(begin)
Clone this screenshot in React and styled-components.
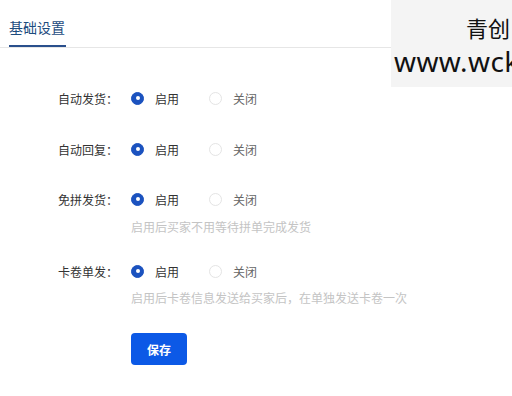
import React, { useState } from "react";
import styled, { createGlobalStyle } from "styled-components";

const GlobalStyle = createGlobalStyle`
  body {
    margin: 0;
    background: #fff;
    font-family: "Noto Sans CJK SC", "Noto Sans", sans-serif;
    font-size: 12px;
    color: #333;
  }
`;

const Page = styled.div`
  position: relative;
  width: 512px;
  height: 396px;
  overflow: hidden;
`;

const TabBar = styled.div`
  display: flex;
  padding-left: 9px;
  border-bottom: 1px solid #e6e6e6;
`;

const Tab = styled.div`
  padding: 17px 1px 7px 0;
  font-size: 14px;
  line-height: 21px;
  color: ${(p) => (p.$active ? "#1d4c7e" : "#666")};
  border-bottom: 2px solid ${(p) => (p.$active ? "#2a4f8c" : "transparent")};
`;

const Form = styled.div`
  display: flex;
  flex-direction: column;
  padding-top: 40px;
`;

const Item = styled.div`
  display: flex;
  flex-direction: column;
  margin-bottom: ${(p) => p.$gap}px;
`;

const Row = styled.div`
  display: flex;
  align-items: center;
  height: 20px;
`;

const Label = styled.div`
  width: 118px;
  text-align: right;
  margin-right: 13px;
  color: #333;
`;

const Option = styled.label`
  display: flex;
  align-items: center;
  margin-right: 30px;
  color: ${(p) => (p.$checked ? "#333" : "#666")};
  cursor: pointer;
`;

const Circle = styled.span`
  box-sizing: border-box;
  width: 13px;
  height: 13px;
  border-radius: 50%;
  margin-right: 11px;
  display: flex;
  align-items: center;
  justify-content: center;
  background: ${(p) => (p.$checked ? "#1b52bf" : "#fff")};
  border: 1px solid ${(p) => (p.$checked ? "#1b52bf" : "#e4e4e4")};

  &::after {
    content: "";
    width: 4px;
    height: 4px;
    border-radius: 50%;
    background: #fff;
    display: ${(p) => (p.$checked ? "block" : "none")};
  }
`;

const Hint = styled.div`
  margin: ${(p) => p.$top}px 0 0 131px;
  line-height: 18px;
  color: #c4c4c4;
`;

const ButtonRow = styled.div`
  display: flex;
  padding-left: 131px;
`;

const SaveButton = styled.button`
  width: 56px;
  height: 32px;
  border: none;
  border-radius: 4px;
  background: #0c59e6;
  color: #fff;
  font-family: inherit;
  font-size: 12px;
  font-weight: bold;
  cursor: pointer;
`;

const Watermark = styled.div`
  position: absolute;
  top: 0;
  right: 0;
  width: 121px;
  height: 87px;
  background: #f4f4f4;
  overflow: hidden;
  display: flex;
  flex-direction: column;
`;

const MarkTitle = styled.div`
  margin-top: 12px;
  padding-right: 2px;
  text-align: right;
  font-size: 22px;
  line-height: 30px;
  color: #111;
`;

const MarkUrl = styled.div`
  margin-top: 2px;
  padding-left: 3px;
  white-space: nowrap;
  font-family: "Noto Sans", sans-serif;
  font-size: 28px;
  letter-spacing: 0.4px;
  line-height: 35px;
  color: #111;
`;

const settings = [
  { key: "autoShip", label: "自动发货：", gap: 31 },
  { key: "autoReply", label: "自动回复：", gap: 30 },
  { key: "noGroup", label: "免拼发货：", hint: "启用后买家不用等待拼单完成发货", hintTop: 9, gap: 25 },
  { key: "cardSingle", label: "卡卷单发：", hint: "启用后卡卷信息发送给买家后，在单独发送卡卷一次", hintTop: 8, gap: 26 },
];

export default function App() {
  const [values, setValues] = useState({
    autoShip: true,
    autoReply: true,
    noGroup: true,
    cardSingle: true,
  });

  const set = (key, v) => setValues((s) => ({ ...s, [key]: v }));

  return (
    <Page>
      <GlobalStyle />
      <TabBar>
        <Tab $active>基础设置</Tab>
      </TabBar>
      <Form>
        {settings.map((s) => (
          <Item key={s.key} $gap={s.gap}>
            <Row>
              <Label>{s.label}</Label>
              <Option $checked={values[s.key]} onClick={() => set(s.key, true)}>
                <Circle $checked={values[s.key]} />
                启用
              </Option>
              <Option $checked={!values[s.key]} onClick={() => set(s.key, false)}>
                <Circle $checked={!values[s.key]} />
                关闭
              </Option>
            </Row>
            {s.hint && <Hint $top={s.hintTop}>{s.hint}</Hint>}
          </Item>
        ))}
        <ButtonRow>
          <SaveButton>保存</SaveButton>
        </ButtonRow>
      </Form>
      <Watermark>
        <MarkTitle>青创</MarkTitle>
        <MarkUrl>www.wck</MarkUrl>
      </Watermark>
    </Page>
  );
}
(end)
Goal: Replicate the material above verbatim; images stay out of the copy.

Result for this exercise:
Clone this screenshot in React and styled-components.
import React, { useState } from "react";
import styled, { createGlobalStyle } from "styled-components";

const GlobalStyle = createGlobalStyle`
  body {
    margin: 0;
    background: #fff;
    font-family: "Noto Sans CJK SC", "Noto Sans", sans-serif;
    font-size: 12px;
    color: #333;
  }
`;

const Page = styled.div`
  position: relative;
  width: 512px;
  height: 396px;
  overflow: hidden;
`;

const TabBar = styled.div`
  display: flex;
  padding-left: 9px;
  border-bottom: 1px solid #e6e6e6;
`;

const Tab = styled.div`
  padding: 17px 1px 7px 0;
  font-size: 14px;
  line-height: 21px;
  color: ${(p) => (p.$active ? "#1d4c7e" : "#666")};
  border-bottom: 2px solid ${(p) => (p.$active ? "#2a4f8c" : "transparent")};
`;

const Form = styled.div`
  display: flex;
  flex-direction: column;
  padding-top: 40px;
`;

const Item = styled.div`
  display: flex;
  flex-direction: column;
  margin-bottom: ${(p) => p.$gap}px;
`;

const Row = styled.div`
  display: flex;
  align-items: center;
  height: 20px;
`;

const Label = styled.div`
  width: 118px;
  text-align: right;
  margin-right: 13px;
  color: #333;
`;

const Option = styled.label`
  display: flex;
  align-items: center;
  margin-right: 30px;
  color: ${(p) => (p.$checked ? "#333" : "#666")};
  cursor: pointer;
`;

const Circle = styled.span`
  box-sizing: border-box;
  width: 13px;
  height: 13px;
  border-radius: 50%;
  margin-right: 11px;
  display: flex;
  align-items: center;
  justify-content: center;
  background: ${(p) => (p.$checked ? "#1b52bf" : "#fff")};
  border: 1px solid ${(p) => (p.$checked ? "#1b52bf" : "#e4e4e4")};

  &::after {
    content: "";
    width: 4px;
    height: 4px;
    border-radius: 50%;
    background: #fff;
    display: ${(p) => (p.$checked ? "block" : "none")};
  }
`;

const Hint = styled.div`
  margin: ${(p) => p.$top}px 0 0 131px;
  line-height: 18px;
  color: #c4c4c4;
`;

const ButtonRow = styled.div`
  display: flex;
  padding-left: 131px;
`;

const SaveButton = styled.button`
  width: 56px;
  height: 32px;
  border: none;
  border-radius: 4px;
  background: #0c59e6;
  color: #fff;
  font-family: inherit;
  font-size: 12px;
  font-weight: bold;
  cursor: pointer;
`;

const Watermark = styled.div`
  position: absolute;
  top: 0;
  right: 0;
  width: 121px;
  height: 87px;
  background: #f4f4f4;
  overflow: hidden;
  display: flex;
  flex-direction: column;
`;

const MarkTitle = styled.div`
  margin-top: 12px;
  padding-right: 2px;
  text-align: right;
  font-size: 22px;
  line-height: 30px;
  color: #111;
`;

const MarkUrl = styled.div`
  margin-top: 2px;
  padding-left: 3px;
  white-space: nowrap;
  font-family: "Noto Sans", sans-serif;
  font-size: 28px;
  letter-spacing: 0.4px;
  line-height: 35px;
  color: #111;
`;

const settings = [
  { key: "autoShip", label: "自动发货：", gap: 31 },
  { key: "autoReply", label: "自动回复：", gap: 30 },
  { key: "noGroup", label: "免拼发货：", hint: "启用后买家不用等待拼单完成发货", hintTop: 9, gap: 25 },
  { key: "cardSingle", label: "卡卷单发：", hint: "启用后卡卷信息发送给买家后，在单独发送卡卷一次", hintTop: 8, gap: 26 },
];

export default function App() {
  const [values, setValues] = useState({
    autoShip: true,
    autoReply: true,
    noGroup: true,
    cardSingle: true,
  });

  const set = (key, v) => setValues((s) => ({ ...s, [key]: v }));

  return (
    <Page>
      <GlobalStyle />
      <TabBar>
        <Tab $active>基础设置</Tab>
      </TabBar>
      <Form>
        {settings.map((s) => (
          <Item key={s.key} $gap={s.gap}>
            <Row>
              <Label>{s.label}</Label>
              <Option $checked={values[s.key]} onClick={() => set(s.key, true)}>
                <Circle $checked={values[s.key]} />
                启用
              </Option>
              <Option $checked={!values[s.key]} onClick={() => set(s.key, false)}>
                <Circle $checked={!values[s.key]} />
                关闭
              </Option>
            </Row>
            {s.hint && <Hint $top={s.hintTop}>{s.hint}</Hint>}
          </Item>
        ))}
        <ButtonRow>
          <SaveButton>保存</SaveButton>
        </ButtonRow>
      </Form>
      <Watermark>
        <MarkTitle>青创</MarkTitle>
        <MarkUrl>www.wck</MarkUrl>
      </Watermark>
    </Page>
  );
}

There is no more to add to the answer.